Give the count of lines holding the string "page" and nothing else.

[START]

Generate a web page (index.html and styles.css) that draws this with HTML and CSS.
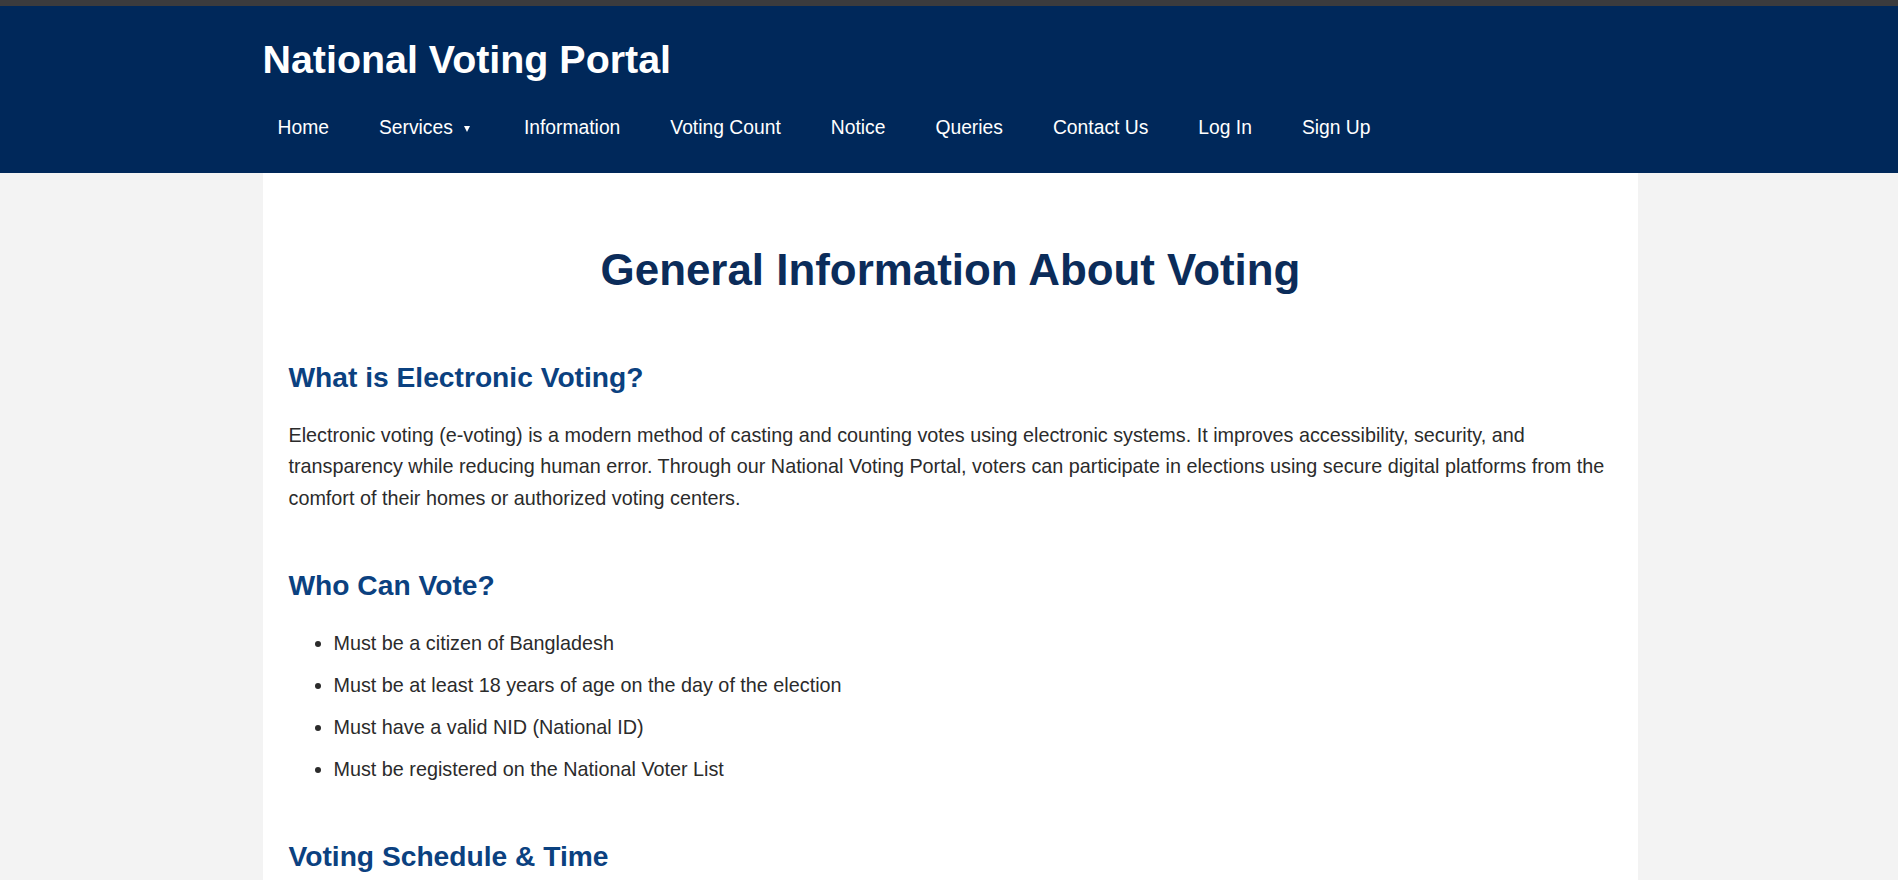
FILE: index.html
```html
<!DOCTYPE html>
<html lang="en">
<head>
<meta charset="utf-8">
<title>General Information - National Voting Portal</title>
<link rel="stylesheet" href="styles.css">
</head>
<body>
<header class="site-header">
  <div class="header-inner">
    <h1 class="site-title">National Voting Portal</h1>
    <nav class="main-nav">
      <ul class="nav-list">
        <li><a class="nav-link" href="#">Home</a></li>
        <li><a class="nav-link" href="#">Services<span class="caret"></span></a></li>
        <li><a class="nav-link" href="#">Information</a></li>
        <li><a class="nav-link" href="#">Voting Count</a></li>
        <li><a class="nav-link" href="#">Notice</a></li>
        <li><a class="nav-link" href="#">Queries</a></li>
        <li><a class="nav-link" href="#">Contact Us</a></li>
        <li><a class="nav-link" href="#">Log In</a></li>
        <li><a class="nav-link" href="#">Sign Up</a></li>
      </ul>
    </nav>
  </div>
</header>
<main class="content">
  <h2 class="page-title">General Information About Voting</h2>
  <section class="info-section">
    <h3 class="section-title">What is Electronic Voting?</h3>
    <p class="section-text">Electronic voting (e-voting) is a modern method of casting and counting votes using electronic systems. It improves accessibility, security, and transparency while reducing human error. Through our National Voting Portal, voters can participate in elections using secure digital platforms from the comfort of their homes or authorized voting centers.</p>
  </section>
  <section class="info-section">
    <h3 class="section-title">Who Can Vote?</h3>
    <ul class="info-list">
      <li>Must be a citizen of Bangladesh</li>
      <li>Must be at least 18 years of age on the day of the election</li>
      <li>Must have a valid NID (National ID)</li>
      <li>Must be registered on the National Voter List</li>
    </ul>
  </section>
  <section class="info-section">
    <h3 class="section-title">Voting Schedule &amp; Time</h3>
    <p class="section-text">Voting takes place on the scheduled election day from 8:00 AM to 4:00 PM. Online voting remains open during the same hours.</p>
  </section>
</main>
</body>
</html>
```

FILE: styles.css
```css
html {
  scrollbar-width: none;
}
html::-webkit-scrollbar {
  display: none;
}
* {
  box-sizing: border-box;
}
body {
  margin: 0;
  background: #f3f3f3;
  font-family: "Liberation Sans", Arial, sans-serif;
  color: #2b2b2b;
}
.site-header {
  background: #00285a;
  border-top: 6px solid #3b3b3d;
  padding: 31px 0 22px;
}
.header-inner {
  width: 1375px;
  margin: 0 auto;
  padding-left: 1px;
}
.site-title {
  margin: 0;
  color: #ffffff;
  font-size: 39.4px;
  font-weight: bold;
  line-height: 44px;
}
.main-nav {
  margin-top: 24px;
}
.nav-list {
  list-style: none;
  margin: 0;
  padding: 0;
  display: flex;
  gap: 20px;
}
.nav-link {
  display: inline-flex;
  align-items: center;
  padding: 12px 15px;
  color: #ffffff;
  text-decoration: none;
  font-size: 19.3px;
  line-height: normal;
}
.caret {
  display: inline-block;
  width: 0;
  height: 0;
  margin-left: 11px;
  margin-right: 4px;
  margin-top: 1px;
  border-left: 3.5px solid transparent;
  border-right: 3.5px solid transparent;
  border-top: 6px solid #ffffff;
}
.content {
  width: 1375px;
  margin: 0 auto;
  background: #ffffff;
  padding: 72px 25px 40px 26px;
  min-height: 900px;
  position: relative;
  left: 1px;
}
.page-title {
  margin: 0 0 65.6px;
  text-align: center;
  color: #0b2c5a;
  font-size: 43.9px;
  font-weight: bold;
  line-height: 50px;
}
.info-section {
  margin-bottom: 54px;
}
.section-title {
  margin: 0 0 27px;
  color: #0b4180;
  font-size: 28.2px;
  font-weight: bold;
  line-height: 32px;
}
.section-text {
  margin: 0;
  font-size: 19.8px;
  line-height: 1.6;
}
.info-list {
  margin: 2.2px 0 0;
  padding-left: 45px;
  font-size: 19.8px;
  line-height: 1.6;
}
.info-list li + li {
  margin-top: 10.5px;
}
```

[END]

### CORRECT RESULT
3